++++ Data section ++++

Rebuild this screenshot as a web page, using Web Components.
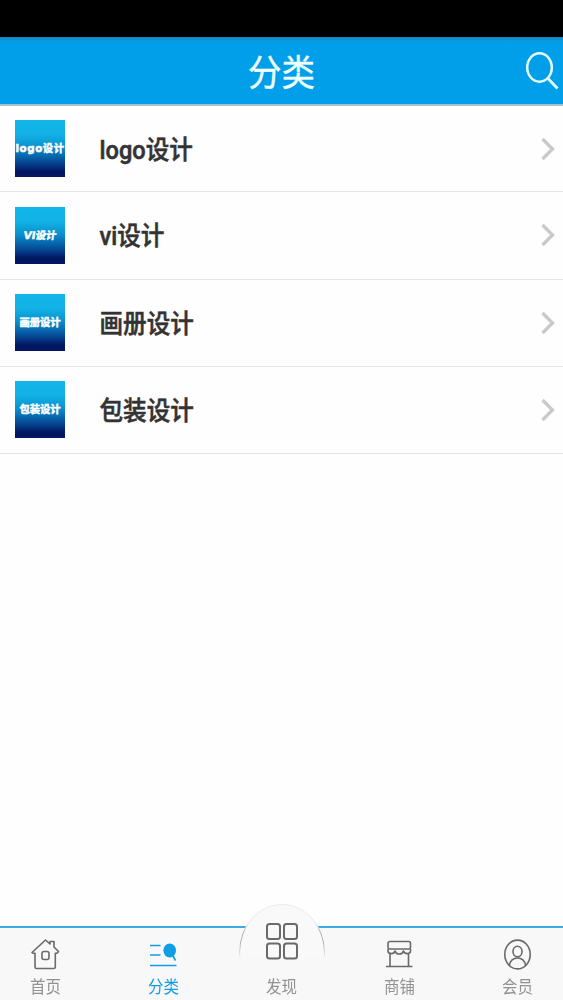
<!DOCTYPE html>
<html lang="zh-CN">
<head>
<meta charset="utf-8">
<title>分类</title>
<style>
  html, body {
    margin: 0;
    height: 100%;
    overflow: hidden;
  }
  body {
    font-family: Roboto, "Noto Sans CJK SC", sans-serif;
    background: #fefefe;
    color: #333;
  }
</style>
</head>
<body>
<app-screen>
  <title-bar slot="header">分类</title-bar>
  <category-row thumb="logo设计" spacing=".6">logo设计</category-row>
  <category-row thumb="VI设计" slanted>vi设计</category-row>
  <category-row thumb="画册设计">画册设计</category-row>
  <category-row thumb="包装设计">包装设计</category-row>
  <tab-bar slot="footer">
    <tab-item icon="home">首页</tab-item>
    <tab-item icon="category" active>分类</tab-item>
    <tab-item icon="grid" raised>发现</tab-item>
    <tab-item icon="shop">商铺</tab-item>
    <tab-item icon="user">会员</tab-item>
  </tab-bar>
</app-screen>

<script>
// Whole page: status strip, header, list, bottom tabs
class AppScreen extends HTMLElement {
  constructor() {
    super()
    this.attachShadow({mode: 'open'})
    this.shadowRoot.innerHTML = `
      <style>
        :host {
          display: flex;
          flex-direction: column;
          height: 100vh;
          overflow: hidden;
        }
        .status {
          flex: none;
          height: 37px;
          background: #000;
        }
        main {
          flex: 1;
          min-height: 0;
        }
      </style>
      <div class="status"></div>
      <slot name="header"></slot>
      <main><slot></slot></main>
      <slot name="footer"></slot>
    `
  }
}
customElements.define('app-screen', AppScreen)

class TitleBar extends HTMLElement {
  constructor() {
    super()
    this.attachShadow({mode: 'open'})
    this.shadowRoot.innerHTML = `
      <style>
        :host {
          display: grid;
          grid-template-columns: 1fr auto 1fr;
          align-items: center;
          flex: none;
          box-sizing: border-box;
          height: 69px;
          background: linear-gradient(#1680b4 0, #0a98de 3px, #019fea 7px);
          border-bottom: 2px solid #a3bfd0;
          color: #f0ffff;
        }
        h1 {
          grid-column: 2;
          margin: 0;
          font-size: 33.5px;
          font-weight: 400;
          line-height: 40px;
          transform: translateY(2.5px) scaleY(1.1);
          -webkit-text-stroke: .3px #f0ffff;
        }
        svg {
          justify-self: end;
          margin: -2px 4px 0 0;
          display: block;
        }
      </style>
      <h1><slot></slot></h1>
      <svg width="36" height="40" viewBox="0 0 36 40" fill="none" stroke="#e6fdff" stroke-width="2.5">
        <ellipse cx="16.5" cy="17.5" rx="12.3" ry="14.2"/>
        <path d="M25 28.5 34.5 38.5" stroke-width="2.8"/>
      </svg>
    `
  }
}
customElements.define('title-bar', TitleBar)

class CategoryRow extends HTMLElement {
  constructor() {
    super()
    this.attachShadow({mode: 'open'})
    this.shadowRoot.innerHTML = `
      <style>
        :host {
          display: flex;
          align-items: center;
          box-sizing: border-box;
          height: 87.25px;
          padding: 0 8px 0 15px;
          border-bottom: 1px solid #e4e4e4;
        }
        :host(:first-of-type) {
          height: 86.25px;
        }
        .thumb {
          display: flex;
          flex: none;
          align-items: center;
          justify-content: center;
          width: 50px;
          height: 57px;
          margin-right: 34.5px;
          background: linear-gradient(#12b6e8 0, #12b2e6 25%, #0990cd 48%, #0763ab 65%, #052f7d 82%, #021662 90%);
          color: #fff;
          font-family: "DejaVu Sans", "Noto Sans CJK SC", sans-serif;
          font-size: 10.3px;
          font-weight: 700;
          white-space: nowrap;
          -webkit-text-stroke: .5px #fff;
        }
        .thumb span {
          transform: translateY(-1px);
        }
        :host([slanted]) .thumb span {
          transform: translateY(-1px) skewX(-8deg);
        }
        .label {
          flex: 1;
          font-size: 23.6px;
          font-weight: 500;
          line-height: 30px;
          transform: translateY(1.3px) scaleY(1.1);
          -webkit-text-stroke: .5px #333;
        }
      </style>
      <div class="thumb"><span></span></div>
      <div class="label"><slot></slot></div>
      <svg width="14" height="24" viewBox="0 0 14 24" fill="none" stroke="#c9c9c9" stroke-width="3.3">
        <path d="M1.5 2 11.5 12 1.5 22"/>
      </svg>
    `
  }

  connectedCallback() {
    const span = this.shadowRoot.querySelector('.thumb span')
    span.textContent = this.getAttribute('thumb')
    if (this.hasAttribute('spacing')) {
      span.style.letterSpacing = this.getAttribute('spacing') + 'px'
    }
  }
}
customElements.define('category-row', CategoryRow)

class TabBar extends HTMLElement {
  constructor() {
    super()
    this.attachShadow({mode: 'open'})
    this.shadowRoot.innerHTML = `
      <style>
        :host {
          display: grid;
          grid-template-columns: repeat(5, 118px);
          justify-content: center;
          flex: none;
          box-sizing: border-box;
          height: 74px;
          border-top: 2px solid #3eaade;
          background: #f8f8f8;
        }
      </style>
      <slot></slot>
    `
  }
}
customElements.define('tab-bar', TabBar)

const icons = {
  home: `
    <path d="M4 15.5 17.5 3l4.500 4V4.500h4V10l4.500 4.500-1.500 1.800h-1.700V30q0 1.500-1.500 1.500H8.500Q7 31.500 7 30V16.300H5.300Z"/>
    <rect x="14" y="14.5" width="7" height="8" rx="2"/>`,
  category: `
    <path d="M4 8.5h10.500M4 18h10.500M4 28.500h26.500M26.500 18l3 5.500" stroke-width="1.6"/>
    <ellipse cx="23.7" cy="13.5" rx="6.3" ry="6.9" fill="currentColor" stroke="none"/>`,
  grid: `
    <rect x="2" y="2" width="13" height="15" rx="2.5"/>
    <rect x="19" y="2" width="13" height="15" rx="2.5"/>
    <rect x="2" y="21.5" width="13" height="15" rx="2.5"/>
    <rect x="19" y="21.5" width="13" height="15" rx="2.5"/>`,
  shop: `
    <rect x="6" y="4.5" width="22.5" height="7.5" rx="2"/>
    <path d="M6 12v2c0 3.500 6 3.500 7 0 1 4 7.500 4 8.500 0 1 3.500 7 3.500 7 0v-2M8 17v12M26.500 17v12M4 29.500h26.500"/>`,
  user: `
    <ellipse cx="17.5" cy="17.5" rx="12.7" ry="14.4"/>
    <ellipse cx="17.5" cy="14.5" rx="4.5" ry="5.3"/>
    <path d="M9.500 28.500c.5-10 15.500-10 16 0"/>`
}

class TabItem extends HTMLElement {
  constructor() {
    super()
    this.attachShadow({mode: 'open'})
    this.shadowRoot.innerHTML = `
      <style>
        :host {
          display: flex;
          flex-direction: column;
          align-items: center;
          position: relative;
          padding-top: 9px;
          color: #919191;
        }
        :host([active]) {
          color: #109de8;
        }
        svg {
          display: block;
          position: relative;
          width: 36px;
          height: 36px;
          color: #6a6a6a;
        }
        :host([active]) svg {
          color: #109de8;
        }
        :host([raised]) svg {
          width: 34px;
          height: 39px;
          margin: -15.5px 0 12.5px 1px;
        }
        .label {
          position: relative;
          margin-top: 3px;
          font-size: 15.5px;
          line-height: 22px;
          transform: scaleY(1.13);
        }
        /* round bump that rises over the bar's top line */
        .bump {
          display: none;
        }
        :host([raised]) .bump {
          display: block;
          position: absolute;
          top: -24px;
          left: 16px;
          box-sizing: border-box;
          width: 86px;
          height: 97px;
          border-radius: 50%;
          border: 1px solid #ececec;
          background: #f9f9f9;
        }
        /* darker edge on the sides, fading out downwards */
        :host([raised]) .bump::after {
          content: "";
          position: absolute;
          inset: -1px;
          border-radius: 50%;
          border: 1.5px solid #aaa;
          -webkit-mask: linear-gradient(transparent 20%, #000 30%, #000 40%, transparent 54%);
          mask: linear-gradient(transparent 20%, #000 30%, #000 40%, transparent 54%);
        }
        :host([raised]) .bump::before {
          content: "";
          position: absolute;
          inset: 52px -2px -3px;
          background: #f8f8f8;
        }
      </style>
      <div class="bump"></div>
      <svg fill="none" stroke="currentColor" stroke-width="1.6" stroke-linejoin="round"></svg>
      <div class="label"><slot></slot></div>
    `
  }

  connectedCallback() {
    const svg = this.shadowRoot.querySelector('svg')
    const name = this.getAttribute('icon')
    svg.setAttribute('viewBox', name === 'grid' ? '0 0 34 39' : '0 0 36 36')
    if (name === 'grid') svg.setAttribute('stroke-width', '2')
    svg.innerHTML = icons[name]
  }
}
customElements.define('tab-item', TabItem)
</script>
</body>
</html>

++++

» What you should do
Reproduce only the lines from the beginning of the data through the line that contains "</app-screen>", both included, and please drop the pictures.

» Reply to the task
Rebuild this screenshot as a web page, using Web Components.
<!DOCTYPE html>
<html lang="zh-CN">
<head>
<meta charset="utf-8">
<title>分类</title>
<style>
  html, body {
    margin: 0;
    height: 100%;
    overflow: hidden;
  }
  body {
    font-family: Roboto, "Noto Sans CJK SC", sans-serif;
    background: #fefefe;
    color: #333;
  }
</style>
</head>
<body>
<app-screen>
  <title-bar slot="header">分类</title-bar>
  <category-row thumb="logo设计" spacing=".6">logo设计</category-row>
  <category-row thumb="VI设计" slanted>vi设计</category-row>
  <category-row thumb="画册设计">画册设计</category-row>
  <category-row thumb="包装设计">包装设计</category-row>
  <tab-bar slot="footer">
    <tab-item icon="home">首页</tab-item>
    <tab-item icon="category" active>分类</tab-item>
    <tab-item icon="grid" raised>发现</tab-item>
    <tab-item icon="shop">商铺</tab-item>
    <tab-item icon="user">会员</tab-item>
  </tab-bar>
</app-screen>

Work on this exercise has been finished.